The Appellant Worker challenges the Arbitrator’s finding that Ms Caylak’s condition would have occurred at about the same time in her life even if she had not been in employment with the bank on the grounds that that finding was not supported by the evidence. I agree with this submission. The Arbitrator’s finding on this issue was not necessary in circumstances where she had already found that she was not satisfied that Ms Caylak’s symptoms were caused by or arose out of her employment with the bank. Therefore, this error was of no consequence to the end result.
Incapacity and Medical Expenses
In light of the Arbitrator’s findings on injury, which have not been disturbed on review, it is not necessary to consider the challenges to the Arbitrator’s findings on incapacity and medical expenses. As Ms Caylak failed on the threshold issue of injury no analysis of her ability to earn was required and no entitlement to the payment of medical expenses arose.
DECISION
The Arbitrator’s conclusions are confirmed on review. However, her formal orders do not accurately reflect the findings made and as such are erroneous. Given the findings made on injury, the proper result is an award for the Respondent Employer.
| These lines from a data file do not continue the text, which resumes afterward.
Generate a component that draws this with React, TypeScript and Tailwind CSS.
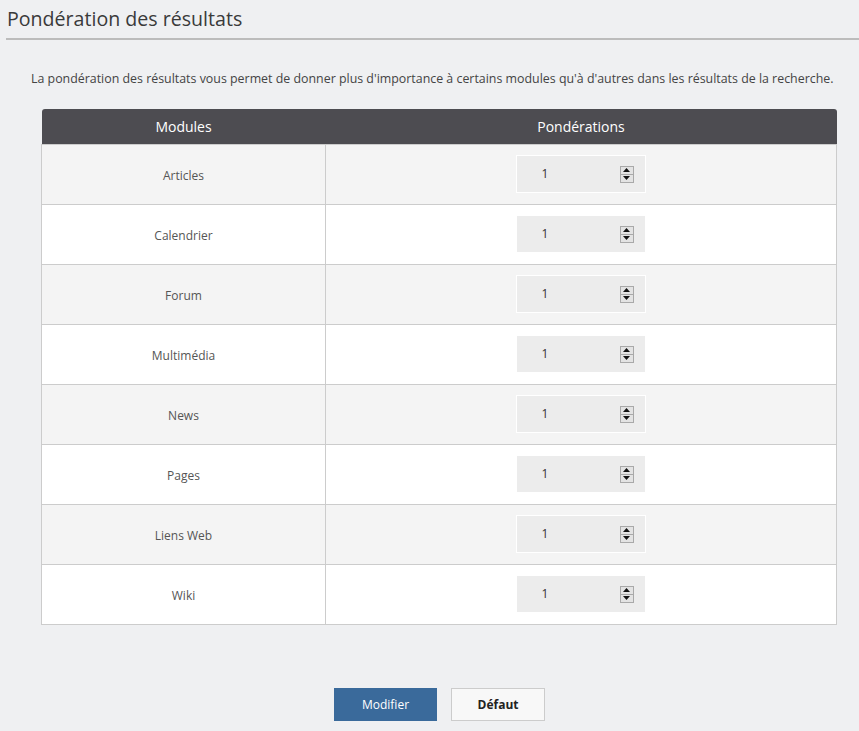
const modules = ["Articles", "Calendrier", "Forum", "Multimédia", "News", "Pages", "Liens Web", "Wiki"];

const Spinner = () => (
    <div className="flex flex-col w-[14px] h-[17px] border border-[#a9a9a9] bg-[#e3e3e3]">
        <div className="flex-1 flex items-center justify-center border-b border-[#a9a9a9]">
            <svg width="7" height="4" viewBox="0 0 7 4"><path d="M0 4 L3.5 0 L7 4 Z" fill="#111" /></svg>
        </div>
        <div className="flex-1 flex items-center justify-center">
            <svg width="7" height="4" viewBox="0 0 7 4"><path d="M0 0 L3.5 4 L7 0 Z" fill="#111" /></svg>
        </div>
    </div>
);

export default function App() {
    return (
        <div className="min-h-[731px] w-[859px] bg-[#eff0f2] text-[#333] font-['Open_Sans',sans-serif]">
            <div className="pl-[7px] pt-[5px]">
                <h1 className="text-[19.6px] leading-[28px] text-[#3a3a3a]">Pondération des résultats</h1>
            </div>
            <div className="ml-[6px] mt-[5px] h-[2px] bg-[#bcbcbc]" />

            <p className="mt-[30px] pl-[31px] text-[12.4px] leading-[18px] text-[#444]">
                La pondération des résultats vous permet de donner plus d'importance à certains modules qu'à d'autres dans les résultats de la recherche.
            </p>

            <div className="mt-[21px] mx-[41px] w-[796px]">
                <table className="w-full border-collapse">
                    <thead>
                        <tr className="bg-[#4d4c51] text-white text-[14px] h-[35px]">
                            <th className="w-[284px] font-normal rounded-tl-[3px]">Modules</th>
                            <th className="font-normal rounded-tr-[3px]">Pondérations</th>
                        </tr>
                    </thead>
                    <tbody>
                        {modules.map((m, i) => (
                            <tr key={m} className={i % 2 === 0 ? "bg-[#f4f4f4] h-[60px]" : "bg-white h-[60px]"}>
                                <td className="border border-[#cccccc] text-center text-[12px] text-[#555] pt-[3px]">{m}</td>
                                <td className="border border-[#cccccc]">
                                    <div className="flex justify-center">
                                        <div className="ml-[-1px] w-[130px] h-[38px] bg-[#ececec] border border-white flex items-center justify-between pl-[25px] pr-[11px] text-[12px] text-[#333]">
                                            <span>1</span>
                                            <Spinner />
                                        </div>
                                    </div>
                                </td>
                            </tr>
                        ))}
                    </tbody>
                </table>
            </div>

            <div className="mt-[63px] flex justify-center gap-[14px] pl-[20px] pb-[10px]">
                <button className="w-[103px] h-[33px] bg-[#3a6a9b] text-white text-[12px] pt-[2px]">Modifier</button>
                <button className="w-[94px] h-[33px] bg-[#f8f8f8] border border-[#cccccc] text-[12px] font-bold text-[#222] pt-[2px]">Défaut</button>
            </div>
        </div>
    );
}
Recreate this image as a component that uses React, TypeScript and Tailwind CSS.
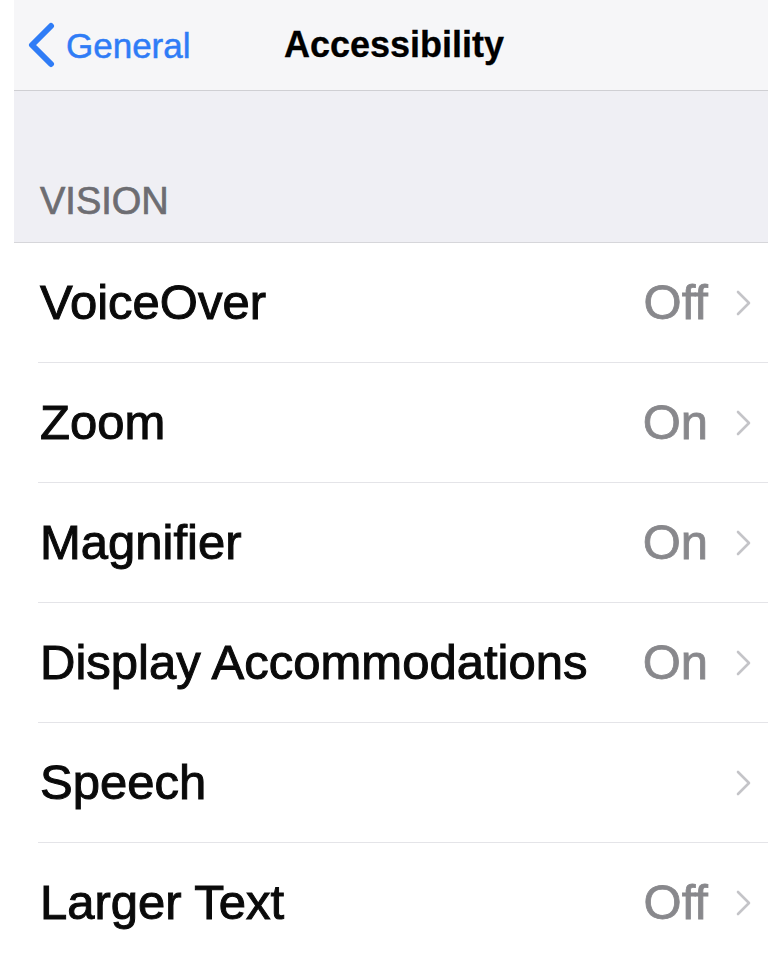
import React from "react";

const rows: { label: string; value?: string }[] = [
  { label: "VoiceOver", value: "Off" },
  { label: "Zoom", value: "On" },
  { label: "Magnifier", value: "On" },
  { label: "Display Accommodations", value: "On" },
  { label: "Speech" },
  { label: "Larger Text", value: "Off" },
];

function Chevron() {
  return (
    <svg width="17" height="26" viewBox="0 0 17 26" className="shrink-0">
      <path d="M3 2 L14 13 L3 24" fill="none" stroke="#c4c4c8" strokeWidth="2.6" strokeLinecap="round" strokeLinejoin="round" />
    </svg>
  );
}

export default function App() {
  return (
    <div className="w-[768px] h-[953px] overflow-hidden bg-white font-['Liberation_Sans',Arial,sans-serif]">
      <div className="pl-[14px] bg-white">
        <div className="h-[91px] bg-[#f6f6f8] border-b border-[#cfcfd3] grid grid-cols-[1fr_auto_1fr] items-center">
          <div className="flex items-center pl-[12px] gap-[10px] text-[#2f7cf6]">
            <svg width="30" height="46" viewBox="0 0 30 46" className="shrink-0">
              <path d="M25 4 L6 23 L25 42" fill="none" stroke="#2f7cf6" strokeWidth="6" strokeLinecap="round" strokeLinejoin="round" />
            </svg>
            <span className="text-[35px] leading-none [-webkit-text-stroke:0.5px_#2f7cf6]">General</span>
          </div>
          <div className="text-[36px] font-bold text-black leading-none pl-[6px] [-webkit-text-stroke:0.3px_black]">Accessibility</div>
          <div />
        </div>
        <div className="h-[152px] bg-[#efeff4] border-b border-[#d6d6da] flex items-end pl-[26px] pb-[22px]">
          <span className="text-[38px] leading-none text-[#6d6d72] [-webkit-text-stroke:0.7px_#6d6d72]">VISION</span>
        </div>
      </div>
      <div className="bg-white">
        {rows.map((r) => (
          <div key={r.label} className="h-[120px] flex flex-col">
            <div className="flex-1 flex items-center pl-[40px] pr-[16px]">
              <span className="flex-1 text-[49px] leading-none text-[#0a0a0a] [-webkit-text-stroke:1px_#0a0a0a]">{r.label}</span>
              {r.value && (
                <span className="text-[49px] leading-none text-[#88888c] [-webkit-text-stroke:0.8px_#88888c] mr-[27px]">{r.value}</span>
              )}
              <Chevron />
            </div>
            <div className="ml-[38px] h-px bg-[#e4e4e8]" />
          </div>
        ))}
      </div>
    </div>
  );
}
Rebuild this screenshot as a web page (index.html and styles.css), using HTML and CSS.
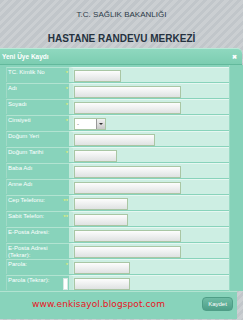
FILE: index.html
```html
<!DOCTYPE html>
<html lang="tr">
<head>
    <meta charset="UTF-8">
    <meta name="viewport" content="width=device-width, initial-scale=1.0">
    <title>Hastane Randevu Merkezi</title>
    <link rel="stylesheet" href="styles.css">
</head>
<body>
    <header class="top">
        <p class="ministry">T.C. SAĞLIK BAKANLIĞI</p>
        <h1>HASTANE RANDEVU MERKEZİ</h1>
    </header>
    <section class="dialog">
        <div class="dialog-title">
            <span>Yeni Üye Kaydı</span>
            <span class="close">&#x2716;</span>
        </div>
        <div class="dialog-body">
            <div class="form">
                <div class="row"><div class="label">TC. Kimlik No<span class="req">*</span></div><div class="field"><span class="input" style="width:45px"></span></div></div>
                <div class="row"><div class="label">Adı<span class="req">*</span></div><div class="field"><span class="input" style="width:105px"></span></div></div>
                <div class="row"><div class="label">Soyadı<span class="req">*</span></div><div class="field"><span class="input" style="width:105px"></span></div></div>
                <div class="row"><div class="label">Cinsiyeti<span class="req">*</span></div><div class="field"><span class="select"><span class="select-text">-</span><span class="select-btn"></span></span></div></div>
                <div class="row"><div class="label">Doğum Yeri</div><div class="field"><span class="input" style="width:79px"></span></div></div>
                <div class="row"><div class="label">Doğum Tarihi<span class="req">*</span></div><div class="field"><span class="input" style="width:41px"></span></div></div>
                <div class="row"><div class="label">Baba Adı</div><div class="field"><span class="input" style="width:105px"></span></div></div>
                <div class="row"><div class="label">Anne Adı</div><div class="field"><span class="input" style="width:105px"></span></div></div>
                <div class="row"><div class="label">Cep Telefonu:<span class="req">**</span></div><div class="field"><span class="input" style="width:52px"></span></div></div>
                <div class="row"><div class="label">Sabit Telefon:<span class="req">**</span></div><div class="field"><span class="input" style="width:52px"></span></div></div>
                <div class="row"><div class="label">E-Posta Adresi:</div><div class="field"><span class="input" style="width:105px"></span></div></div>
                <div class="row"><div class="label two">E-Posta Adresi<br>(Tekrar):</div><div class="field"><span class="input" style="width:105px"></span></div></div>
                <div class="row"><div class="label">Parola:<span class="req">*</span></div><div class="field"><span class="input" style="width:54px"></span></div></div>
                <div class="row"><div class="label">Parola (Tekrar):<span class="scroll"></span></div><div class="field"><span class="input" style="width:54px"></span></div></div>
            </div>
            <div class="rail"></div>
        </div>
        <div class="footer">
            <span class="site">www.enkisayol.blogspot.com</span>
            <button class="save">Kaydet</button>
        </div>
    </section>
</body>
</html>
```

FILE: styles.css
```css
body {
    margin: 0;
    font-family: 'Liberation Sans', Arial, sans-serif;
    background: repeating-linear-gradient(135deg, #c1c6ca 0, #c1c6ca 3px, #cbcfd2 3px, #cbcfd2 6px);
    height: 320px;
    overflow: hidden;
}
.top {
    height: 48px;
    text-align: center;
    color: #2b3a48;
}
.ministry {
    margin: 0;
    padding-top: 10px;
    font-size: 8px;
    line-height: 10px;
}
.top h1 {
    margin: 0;
    padding-top: 13px;
    font-size: 10px;
    line-height: 12px;
    color: #25323f;
}
.dialog {
    width: 243px;
}
.dialog-title {
    height: 15px;
    width: 240px;
    background: linear-gradient(#8fd8bf, #7ccdb1);
    border-top: 1px solid #b9e9d8;
    border-bottom: 1px solid #63b99c;
    border-radius: 0 5px 0 0;
    display: flex;
    align-items: center;
    justify-content: space-between;
    padding-left: 2px;
    box-sizing: content-box;
    color: #fff;
    font-size: 6.5px;
    font-weight: bold;
}
.close {
    font-size: 6px;
    margin-right: 5px;
}
.dialog-body {
    display: flex;
    background: #e4f4ee;
}
.form {
    width: 224px;
    background: #88d3bb;
    padding: 2px 0 0 6px;
}
.rail {
    width: 13px;
    background: #86d2b9;
    border-left: 1px solid #9bdac5;
}
.row {
    display: flex;
    height: 15px;
    margin-bottom: 1px;
}
.label {
    width: 61px;
    position: relative;
    border-top: 1px solid #b2e3d1;
    border-left: 1px solid #a0dac6;
    padding: 1px 0 0 1px;
    color: #fff;
    font-size: 6px;
    line-height: 7px;
}
.req {
    position: absolute;
    right: 1px;
    top: 2px;
    color: #f2f26a;
    font-size: 6px;
}
.scroll {
    position: absolute;
    right: 1px;
    top: 2px;
    width: 3px;
    height: 10px;
    background: #fff;
    border: 1px solid #d8e8e3;
}
.field {
    flex: 1;
    background: #cdeee3;
    border-top: 1px solid #e6f7f1;
    border-left: 4px solid #c2e9db;
    padding: 2px 0 0 1px;
}
.input {
    display: block;
    height: 10px;
    border: 1px solid #a9c6a4;
    background: linear-gradient(#fdfdfd, #dfe2e2);
}
.select {
    display: flex;
    width: 30px;
    height: 10px;
    border: 1px solid #a9c6a4;
    background: #fff;
}
.select-text {
    flex: 1;
    font-size: 6px;
    line-height: 10px;
    padding-left: 2px;
    color: #555;
}
.select-btn {
    width: 8px;
    background: linear-gradient(#f2f2f2, #c8c8c8);
    border-left: 1px solid #999;
    position: relative;
}
.select-btn::after {
    content: "";
    position: absolute;
    left: 2px;
    top: 4px;
    border-left: 2px solid transparent;
    border-right: 2px solid transparent;
    border-top: 2px solid #333;
}
.footer {
    height: 28px;
    width: 237px;
    background: #88d3bb;
    border-top: 1px solid #b2e3d1;
    display: flex;
    align-items: flex-start;
    padding-top: 5px;
    box-sizing: border-box;
}
.site {
    margin-left: 32px;
    margin-top: 2px;
    color: #e8141e;
    font-family: 'DejaVu Sans', Verdana, sans-serif;
    font-size: 9px;
    letter-spacing: 0.1px;
}
.save {
    margin-left: auto;
    margin-right: 4px;
    width: 31px;
    height: 14px;
    padding: 0;
    border: 1px solid #4f9e87;
    border-radius: 4px;
    background: linear-gradient(#6fbca5, #4e9f88);
    color: #fff;
    font-family: 'Liberation Sans', Arial, sans-serif;
    font-size: 6px;
}
```
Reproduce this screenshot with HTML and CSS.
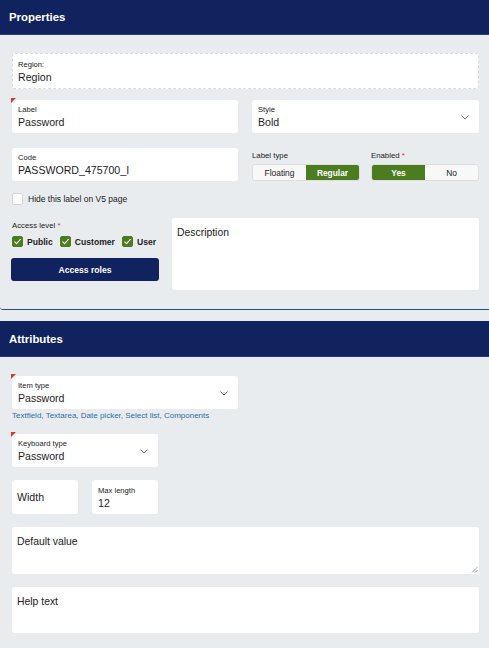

Therefore, paragraphs one and two of the Arbitrator’s determination of 19 February 2007 are revoked and the following order made:
“Award for the Respondent Employer.”
Paragraph three of the Arbitrator’s decision dated 19 February 2007 is confirmed.
COSTS
No order as to costs of the appeal.
Bill Roche
Deputy President
4 July 2007
I CERTIFY THAT THIS IS A TRUE AND ACCURATE RECORD OF THE REASONS FOR DECISION OF BILL ROCHE, DEPUTY PRESIDENT OF THE WORKERS COMPENSATION COMMISSION.